::: DATA LISTING :::

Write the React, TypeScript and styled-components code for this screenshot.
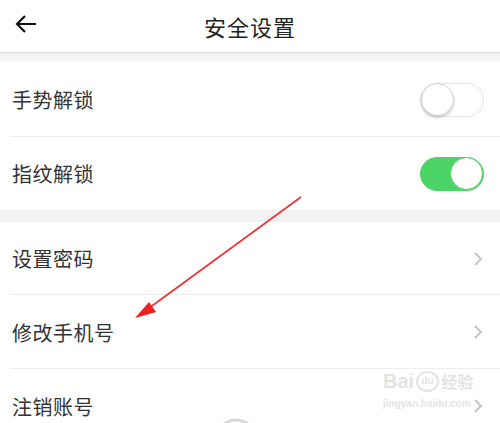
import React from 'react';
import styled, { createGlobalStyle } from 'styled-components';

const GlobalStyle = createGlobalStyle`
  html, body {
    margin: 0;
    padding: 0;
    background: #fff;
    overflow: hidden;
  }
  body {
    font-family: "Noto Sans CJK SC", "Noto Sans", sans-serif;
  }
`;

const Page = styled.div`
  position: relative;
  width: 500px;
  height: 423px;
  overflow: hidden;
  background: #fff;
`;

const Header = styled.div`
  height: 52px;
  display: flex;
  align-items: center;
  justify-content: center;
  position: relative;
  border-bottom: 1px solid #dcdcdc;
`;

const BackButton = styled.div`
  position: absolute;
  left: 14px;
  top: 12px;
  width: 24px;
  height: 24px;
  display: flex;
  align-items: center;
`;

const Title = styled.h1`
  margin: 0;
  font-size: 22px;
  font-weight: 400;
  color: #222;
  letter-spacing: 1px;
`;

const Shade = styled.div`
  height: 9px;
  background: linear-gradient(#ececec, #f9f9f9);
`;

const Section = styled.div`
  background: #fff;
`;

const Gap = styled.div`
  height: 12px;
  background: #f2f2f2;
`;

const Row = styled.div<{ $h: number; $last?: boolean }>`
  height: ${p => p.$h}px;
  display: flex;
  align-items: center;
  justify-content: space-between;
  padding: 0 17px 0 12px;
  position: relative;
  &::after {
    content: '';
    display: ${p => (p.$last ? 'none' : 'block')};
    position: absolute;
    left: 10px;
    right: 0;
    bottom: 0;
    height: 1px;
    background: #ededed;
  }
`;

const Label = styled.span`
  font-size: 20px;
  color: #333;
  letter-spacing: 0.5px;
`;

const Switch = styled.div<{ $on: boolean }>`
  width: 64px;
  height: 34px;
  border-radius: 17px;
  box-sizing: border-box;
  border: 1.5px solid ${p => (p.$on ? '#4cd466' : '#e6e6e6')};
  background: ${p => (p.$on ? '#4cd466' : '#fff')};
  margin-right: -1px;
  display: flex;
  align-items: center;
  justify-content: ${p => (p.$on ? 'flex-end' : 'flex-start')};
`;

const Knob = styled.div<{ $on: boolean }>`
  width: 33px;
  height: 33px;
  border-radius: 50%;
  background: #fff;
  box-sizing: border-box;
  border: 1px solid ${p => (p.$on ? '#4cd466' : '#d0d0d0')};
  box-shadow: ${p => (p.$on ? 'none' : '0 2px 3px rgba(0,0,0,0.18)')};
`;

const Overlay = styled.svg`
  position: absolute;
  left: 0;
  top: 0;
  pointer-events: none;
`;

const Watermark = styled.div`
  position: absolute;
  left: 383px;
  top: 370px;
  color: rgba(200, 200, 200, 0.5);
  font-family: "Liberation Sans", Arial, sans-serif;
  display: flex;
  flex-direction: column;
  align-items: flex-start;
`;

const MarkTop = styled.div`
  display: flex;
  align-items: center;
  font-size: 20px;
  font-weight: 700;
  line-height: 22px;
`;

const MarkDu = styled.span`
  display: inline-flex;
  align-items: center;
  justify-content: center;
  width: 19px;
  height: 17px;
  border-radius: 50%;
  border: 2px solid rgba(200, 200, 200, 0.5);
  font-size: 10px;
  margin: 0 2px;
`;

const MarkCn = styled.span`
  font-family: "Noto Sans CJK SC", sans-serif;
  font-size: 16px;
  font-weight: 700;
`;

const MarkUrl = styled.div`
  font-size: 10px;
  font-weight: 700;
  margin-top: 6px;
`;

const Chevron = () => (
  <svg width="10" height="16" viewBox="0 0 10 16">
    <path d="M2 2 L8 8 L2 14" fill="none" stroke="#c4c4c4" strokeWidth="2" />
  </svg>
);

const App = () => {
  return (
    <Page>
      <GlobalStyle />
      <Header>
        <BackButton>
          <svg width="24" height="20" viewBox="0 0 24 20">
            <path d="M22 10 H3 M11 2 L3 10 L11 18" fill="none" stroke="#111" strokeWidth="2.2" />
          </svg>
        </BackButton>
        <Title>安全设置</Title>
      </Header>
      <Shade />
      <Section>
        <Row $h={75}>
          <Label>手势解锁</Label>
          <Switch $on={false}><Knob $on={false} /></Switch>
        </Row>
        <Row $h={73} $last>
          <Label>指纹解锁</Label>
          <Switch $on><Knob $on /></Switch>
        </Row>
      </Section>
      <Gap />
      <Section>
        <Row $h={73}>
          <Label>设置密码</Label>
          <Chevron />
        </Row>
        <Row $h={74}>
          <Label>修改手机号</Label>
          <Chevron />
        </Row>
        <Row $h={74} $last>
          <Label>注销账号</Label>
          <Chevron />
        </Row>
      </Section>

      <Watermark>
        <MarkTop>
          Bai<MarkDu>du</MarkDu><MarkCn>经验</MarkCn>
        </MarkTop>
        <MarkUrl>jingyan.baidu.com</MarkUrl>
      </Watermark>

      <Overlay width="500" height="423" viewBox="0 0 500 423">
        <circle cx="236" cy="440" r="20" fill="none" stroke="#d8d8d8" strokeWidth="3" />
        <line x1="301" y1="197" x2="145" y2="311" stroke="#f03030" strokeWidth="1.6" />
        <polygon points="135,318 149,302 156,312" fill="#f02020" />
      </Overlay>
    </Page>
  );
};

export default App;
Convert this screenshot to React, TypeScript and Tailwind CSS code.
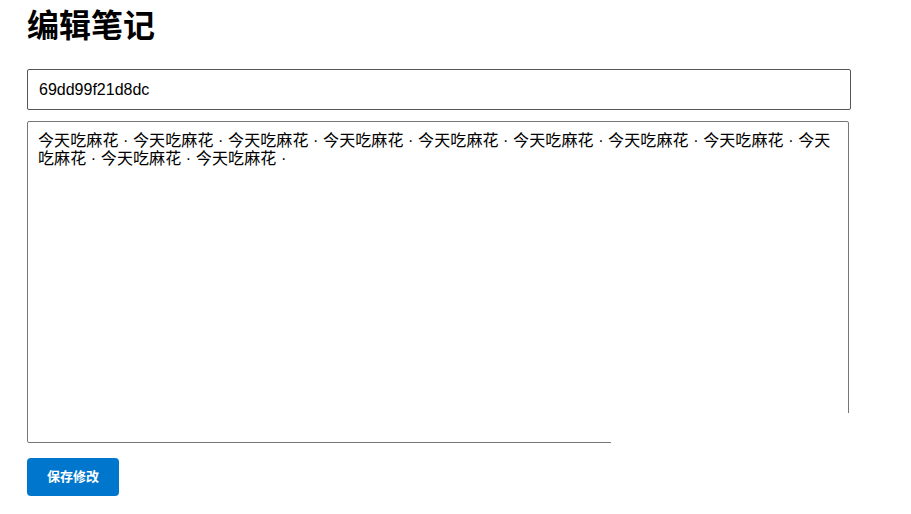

:::

Without including any picture, repeat the data exactly.

[THE RESULT]:
Write the React, TypeScript and styled-components code for this screenshot.
import React from 'react';
import styled, { createGlobalStyle } from 'styled-components';

const GlobalStyle = createGlobalStyle`
  html, body {
    margin: 0;
    padding: 0;
    background: #fff;
    overflow: hidden;
  }
  body {
    font-family: "Noto Sans CJK SC", "Noto Sans", sans-serif;
  }
`;

const Page = styled.div`
  position: relative;
  width: 500px;
  height: 423px;
  overflow: hidden;
  background: #fff;
`;

const Header = styled.div`
  height: 52px;
  display: flex;
  align-items: center;
  justify-content: center;
  position: relative;
  border-bottom: 1px solid #dcdcdc;
`;

const BackButton = styled.div`
  position: absolute;
  left: 14px;
  top: 12px;
  width: 24px;
  height: 24px;
  display: flex;
  align-items: center;
`;

const Title = styled.h1`
  margin: 0;
  font-size: 22px;
  font-weight: 400;
  color: #222;
  letter-spacing: 1px;
`;

const Shade = styled.div`
  height: 9px;
  background: linear-gradient(#ececec, #f9f9f9);
`;

const Section = styled.div`
  background: #fff;
`;

const Gap = styled.div`
  height: 12px;
  background: #f2f2f2;
`;

const Row = styled.div<{ $h: number; $last?: boolean }>`
  height: ${p => p.$h}px;
  display: flex;
  align-items: center;
  justify-content: space-between;
  padding: 0 17px 0 12px;
  position: relative;
  &::after {
    content: '';
    display: ${p => (p.$last ? 'none' : 'block')};
    position: absolute;
    left: 10px;
    right: 0;
    bottom: 0;
    height: 1px;
    background: #ededed;
  }
`;

const Label = styled.span`
  font-size: 20px;
  color: #333;
  letter-spacing: 0.5px;
`;

const Switch = styled.div<{ $on: boolean }>`
  width: 64px;
  height: 34px;
  border-radius: 17px;
  box-sizing: border-box;
  border: 1.5px solid ${p => (p.$on ? '#4cd466' : '#e6e6e6')};
  background: ${p => (p.$on ? '#4cd466' : '#fff')};
  margin-right: -1px;
  display: flex;
  align-items: center;
  justify-content: ${p => (p.$on ? 'flex-end' : 'flex-start')};
`;

const Knob = styled.div<{ $on: boolean }>`
  width: 33px;
  height: 33px;
  border-radius: 50%;
  background: #fff;
  box-sizing: border-box;
  border: 1px solid ${p => (p.$on ? '#4cd466' : '#d0d0d0')};
  box-shadow: ${p => (p.$on ? 'none' : '0 2px 3px rgba(0,0,0,0.18)')};
`;

const Overlay = styled.svg`
  position: absolute;
  left: 0;
  top: 0;
  pointer-events: none;
`;

const Watermark = styled.div`
  position: absolute;
  left: 383px;
  top: 370px;
  color: rgba(200, 200, 200, 0.5);
  font-family: "Liberation Sans", Arial, sans-serif;
  display: flex;
  flex-direction: column;
  align-items: flex-start;
`;

const MarkTop = styled.div`
  display: flex;
  align-items: center;
  font-size: 20px;
  font-weight: 700;
  line-height: 22px;
`;

const MarkDu = styled.span`
  display: inline-flex;
  align-items: center;
  justify-content: center;
  width: 19px;
  height: 17px;
  border-radius: 50%;
  border: 2px solid rgba(200, 200, 200, 0.5);
  font-size: 10px;
  margin: 0 2px;
`;

const MarkCn = styled.span`
  font-family: "Noto Sans CJK SC", sans-serif;
  font-size: 16px;
  font-weight: 700;
`;

const MarkUrl = styled.div`
  font-size: 10px;
  font-weight: 700;
  margin-top: 6px;
`;

const Chevron = () => (
  <svg width="10" height="16" viewBox="0 0 10 16">
    <path d="M2 2 L8 8 L2 14" fill="none" stroke="#c4c4c4" strokeWidth="2" />
  </svg>
);

const App = () => {
  return (
    <Page>
      <GlobalStyle />
      <Header>
        <BackButton>
          <svg width="24" height="20" viewBox="0 0 24 20">
            <path d="M22 10 H3 M11 2 L3 10 L11 18" fill="none" stroke="#111" strokeWidth="2.2" />
          </svg>
        </BackButton>
        <Title>安全设置</Title>
      </Header>
      <Shade />
      <Section>
        <Row $h={75}>
          <Label>手势解锁</Label>
          <Switch $on={false}><Knob $on={false} /></Switch>
        </Row>
        <Row $h={73} $last>
          <Label>指纹解锁</Label>
          <Switch $on><Knob $on /></Switch>
        </Row>
      </Section>
      <Gap />
      <Section>
        <Row $h={73}>
          <Label>设置密码</Label>
          <Chevron />
        </Row>
        <Row $h={74}>
          <Label>修改手机号</Label>
          <Chevron />
        </Row>
        <Row $h={74} $last>
          <Label>注销账号</Label>
          <Chevron />
        </Row>
      </Section>

      <Watermark>
        <MarkTop>
          Bai<MarkDu>du</MarkDu><MarkCn>经验</MarkCn>
        </MarkTop>
        <MarkUrl>jingyan.baidu.com</MarkUrl>
      </Watermark>

      <Overlay width="500" height="423" viewBox="0 0 500 423">
        <circle cx="236" cy="440" r="20" fill="none" stroke="#d8d8d8" strokeWidth="3" />
        <line x1="301" y1="197" x2="145" y2="311" stroke="#f03030" strokeWidth="1.6" />
        <polygon points="135,318 149,302 156,312" fill="#f02020" />
      </Overlay>
    </Page>
  );
};

export default App;
Convert this screenshot to React, TypeScript and Tailwind CSS code.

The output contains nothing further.